#### DATA EXCERPT:
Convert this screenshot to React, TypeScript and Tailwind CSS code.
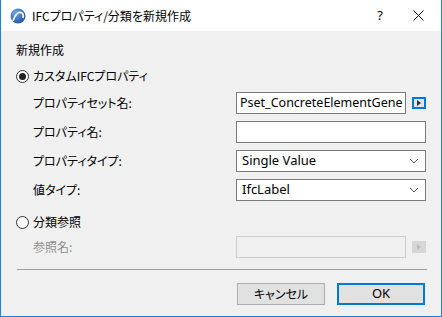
const jp = "font-['Meiryo_UI','Noto_Sans_CJK_JP',sans-serif] [font-feature-settings:'palt']";

function Logo() {
  return (
    <svg width="16" height="16" viewBox="0 0 16 16">
      <defs>
        <radialGradient id="lg" cx="0.35" cy="0.3" r="0.8">
          <stop offset="0" stopColor="#6fa6e8" />
          <stop offset="1" stopColor="#1c4f9e" />
        </radialGradient>
      </defs>
      <circle cx="8" cy="8" r="7.5" fill="url(#lg)" />
      <path d="M3 13 C5 6 9 3 12 5 C13.5 6 13.5 8 13 10" fill="none" stroke="#fff" strokeWidth="1.6" />
    </svg>
  );
}

function Radio({ checked }: { checked?: boolean }) {
  return (
    <span className="w-[13px] h-[13px] rounded-full border border-[#333] bg-white flex items-center justify-center">
      {checked && <span className="w-[7px] h-[7px] rounded-full bg-[#222]" />}
    </span>
  );
}

function Chevron() {
  return (
    <svg width="10" height="6" viewBox="0 0 10 6">
      <path d="M1 1 L5 5 L9 1" fill="none" stroke="#555" strokeWidth="1" />
    </svg>
  );
}

function ArrowBtn({ disabled }: { disabled?: boolean }) {
  return (
    <span
      className={
        disabled
          ? "w-[14px] h-[12px] bg-[#d6d6d6] flex items-center justify-center"
          : "w-[14px] h-[12px] border-2 border-[#0078d7] bg-[#e5e5e5] flex items-center justify-center"
      }
    >
      <svg width="4" height="6" viewBox="0 0 4 6">
        <path d="M0 0 L4 3 L0 6 Z" fill={disabled ? "#bcbcbc" : "#333"} />
      </svg>
    </span>
  );
}

function Row({ label, children, disabled }: { label: string; children: React.ReactNode; disabled?: boolean }) {
  return (
    <div className="flex items-center h-[22px]">
      <span className={`${jp} text-[12px] ml-[17px] w-[203px] ${disabled ? "text-[#8d8d8d]" : "text-black"}`}>{label}</span>
      {children}
    </div>
  );
}

export default function App() {
  const latin = "font-['Segoe_UI','Noto_Sans',sans-serif] text-[13px]";
  return (
    <div className="w-[442px] h-[317px] flex flex-col border-x border-b border-[#1883d7] bg-[#f0f0f0] overflow-hidden">
      <div className="h-[31px] bg-white flex items-center shrink-0">
        <span className="ml-[9px] mr-[6px] flex"><Logo /></span>
        <span className={`${jp} text-[12px] text-black`}>IFCプロパティ/分類を新規作成</span>
        <span className="ml-auto mr-[30px] font-['Segoe_UI','Noto_Sans',sans-serif] text-[13px] text-black">?</span>
        <svg className="mr-[17px]" width="11" height="11" viewBox="0 0 11 11">
          <path d="M0.5 0.5 L10.5 10.5 M10.5 0.5 L0.5 10.5" stroke="#111" strokeWidth="1" />
        </svg>
      </div>

      <div className="flex flex-col pl-[15px] pr-[15px]">
        <div className={`${jp} text-[12px] text-black mt-[9px] h-[20px] flex items-center`}>新規作成</div>

        <div className="flex items-center h-[20px] mt-[6px] gap-[4px]">
          <Radio checked />
          <span className={`${jp} text-[12px] text-black`}>カスタムIFCプロパティ</span>
        </div>

        <div className="flex flex-col gap-[7px] mt-[6px]">
          <Row label="プロパティセット名:">
            <div className="w-[170px] h-[22px] border border-[#7a7a7a] bg-white pl-[3px] flex items-center overflow-hidden whitespace-nowrap font-['Segoe_UI','Noto_Sans',sans-serif] text-[12.5px]">
              Pset_ConcreteElementGene
            </div>
            <span className="ml-[6px]"><ArrowBtn /></span>
          </Row>
          <Row label="プロパティ名:">
            <div className="w-[190px] h-[22px] border border-[#7a7a7a] bg-white" />
          </Row>
          <Row label="プロパティタイプ:">
            <div className={`w-[190px] h-[22px] border border-[#7a7a7a] bg-white pl-[5px] pr-[6px] flex items-center justify-between ${latin}`}>
              <span>Single Value</span>
              <Chevron />
            </div>
          </Row>
          <Row label="値タイプ:">
            <div className={`w-[190px] h-[22px] border border-[#7a7a7a] bg-white pl-[5px] pr-[6px] flex items-center justify-between ${latin}`}>
              <span>IfcLabel</span>
              <Chevron />
            </div>
          </Row>
        </div>

        <div className="flex items-center h-[20px] mt-[11px] gap-[4px]">
          <Radio />
          <span className={`${jp} text-[12px] text-black`}>分類参照</span>
        </div>

        <div className="mt-[4px]">
          <Row label="参照名:" disabled>
            <div className="w-[170px] h-[22px] border border-[#cccccc] bg-[#f0f0f0]" />
            <span className="ml-[6px]"><ArrowBtn disabled /></span>
          </Row>
        </div>

        <div className="mt-[11px] h-px bg-[#a0a0a0] w-[410px] ml-px" />

        <div className="flex justify-end gap-[12px] mt-[13px] pr-px">
          <button className={`${jp} w-[88px] h-[22px] bg-[#e1e1e1] border border-[#adadad] text-[12px] text-black flex items-center justify-center`}>
            キャンセル
          </button>
          <button className={`${latin} w-[88px] h-[22px] bg-[#e1e1e1] border-2 border-[#0078d7] text-black flex items-center justify-center`}>
            OK
          </button>
        </div>
      </div>
    </div>
  );
}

#### OBJECTIVE:
Transcribe all of the material exactly, leaving out whatever pictures it contains.

#### TASK ANSWER:
Convert this screenshot to React, TypeScript and Tailwind CSS code.
const jp = "font-['Meiryo_UI','Noto_Sans_CJK_JP',sans-serif] [font-feature-settings:'palt']";

function Logo() {
  return (
    <svg width="16" height="16" viewBox="0 0 16 16">
      <defs>
        <radialGradient id="lg" cx="0.35" cy="0.3" r="0.8">
          <stop offset="0" stopColor="#6fa6e8" />
          <stop offset="1" stopColor="#1c4f9e" />
        </radialGradient>
      </defs>
      <circle cx="8" cy="8" r="7.5" fill="url(#lg)" />
      <path d="M3 13 C5 6 9 3 12 5 C13.5 6 13.5 8 13 10" fill="none" stroke="#fff" strokeWidth="1.6" />
    </svg>
  );
}

function Radio({ checked }: { checked?: boolean }) {
  return (
    <span className="w-[13px] h-[13px] rounded-full border border-[#333] bg-white flex items-center justify-center">
      {checked && <span className="w-[7px] h-[7px] rounded-full bg-[#222]" />}
    </span>
  );
}

function Chevron() {
  return (
    <svg width="10" height="6" viewBox="0 0 10 6">
      <path d="M1 1 L5 5 L9 1" fill="none" stroke="#555" strokeWidth="1" />
    </svg>
  );
}

function ArrowBtn({ disabled }: { disabled?: boolean }) {
  return (
    <span
      className={
        disabled
          ? "w-[14px] h-[12px] bg-[#d6d6d6] flex items-center justify-center"
          : "w-[14px] h-[12px] border-2 border-[#0078d7] bg-[#e5e5e5] flex items-center justify-center"
      }
    >
      <svg width="4" height="6" viewBox="0 0 4 6">
        <path d="M0 0 L4 3 L0 6 Z" fill={disabled ? "#bcbcbc" : "#333"} />
      </svg>
    </span>
  );
}

function Row({ label, children, disabled }: { label: string; children: React.ReactNode; disabled?: boolean }) {
  return (
    <div className="flex items-center h-[22px]">
      <span className={`${jp} text-[12px] ml-[17px] w-[203px] ${disabled ? "text-[#8d8d8d]" : "text-black"}`}>{label}</span>
      {children}
    </div>
  );
}

export default function App() {
  const latin = "font-['Segoe_UI','Noto_Sans',sans-serif] text-[13px]";
  return (
    <div className="w-[442px] h-[317px] flex flex-col border-x border-b border-[#1883d7] bg-[#f0f0f0] overflow-hidden">
      <div className="h-[31px] bg-white flex items-center shrink-0">
        <span className="ml-[9px] mr-[6px] flex"><Logo /></span>
        <span className={`${jp} text-[12px] text-black`}>IFCプロパティ/分類を新規作成</span>
        <span className="ml-auto mr-[30px] font-['Segoe_UI','Noto_Sans',sans-serif] text-[13px] text-black">?</span>
        <svg className="mr-[17px]" width="11" height="11" viewBox="0 0 11 11">
          <path d="M0.5 0.5 L10.5 10.5 M10.5 0.5 L0.5 10.5" stroke="#111" strokeWidth="1" />
        </svg>
      </div>

      <div className="flex flex-col pl-[15px] pr-[15px]">
        <div className={`${jp} text-[12px] text-black mt-[9px] h-[20px] flex items-center`}>新規作成</div>

        <div className="flex items-center h-[20px] mt-[6px] gap-[4px]">
          <Radio checked />
          <span className={`${jp} text-[12px] text-black`}>カスタムIFCプロパティ</span>
        </div>

        <div className="flex flex-col gap-[7px] mt-[6px]">
          <Row label="プロパティセット名:">
            <div className="w-[170px] h-[22px] border border-[#7a7a7a] bg-white pl-[3px] flex items-center overflow-hidden whitespace-nowrap font-['Segoe_UI','Noto_Sans',sans-serif] text-[12.5px]">
              Pset_ConcreteElementGene
            </div>
            <span className="ml-[6px]"><ArrowBtn /></span>
          </Row>
          <Row label="プロパティ名:">
            <div className="w-[190px] h-[22px] border border-[#7a7a7a] bg-white" />
          </Row>
          <Row label="プロパティタイプ:">
            <div className={`w-[190px] h-[22px] border border-[#7a7a7a] bg-white pl-[5px] pr-[6px] flex items-center justify-between ${latin}`}>
              <span>Single Value</span>
              <Chevron />
            </div>
          </Row>
          <Row label="値タイプ:">
            <div className={`w-[190px] h-[22px] border border-[#7a7a7a] bg-white pl-[5px] pr-[6px] flex items-center justify-between ${latin}`}>
              <span>IfcLabel</span>
              <Chevron />
            </div>
          </Row>
        </div>

        <div className="flex items-center h-[20px] mt-[11px] gap-[4px]">
          <Radio />
          <span className={`${jp} text-[12px] text-black`}>分類参照</span>
        </div>

        <div className="mt-[4px]">
          <Row label="参照名:" disabled>
            <div className="w-[170px] h-[22px] border border-[#cccccc] bg-[#f0f0f0]" />
            <span className="ml-[6px]"><ArrowBtn disabled /></span>
          </Row>
        </div>

        <div className="mt-[11px] h-px bg-[#a0a0a0] w-[410px] ml-px" />

        <div className="flex justify-end gap-[12px] mt-[13px] pr-px">
          <button className={`${jp} w-[88px] h-[22px] bg-[#e1e1e1] border border-[#adadad] text-[12px] text-black flex items-center justify-center`}>
            キャンセル
          </button>
          <button className={`${latin} w-[88px] h-[22px] bg-[#e1e1e1] border-2 border-[#0078d7] text-black flex items-center justify-center`}>
            OK
          </button>
        </div>
      </div>
    </div>
  );
}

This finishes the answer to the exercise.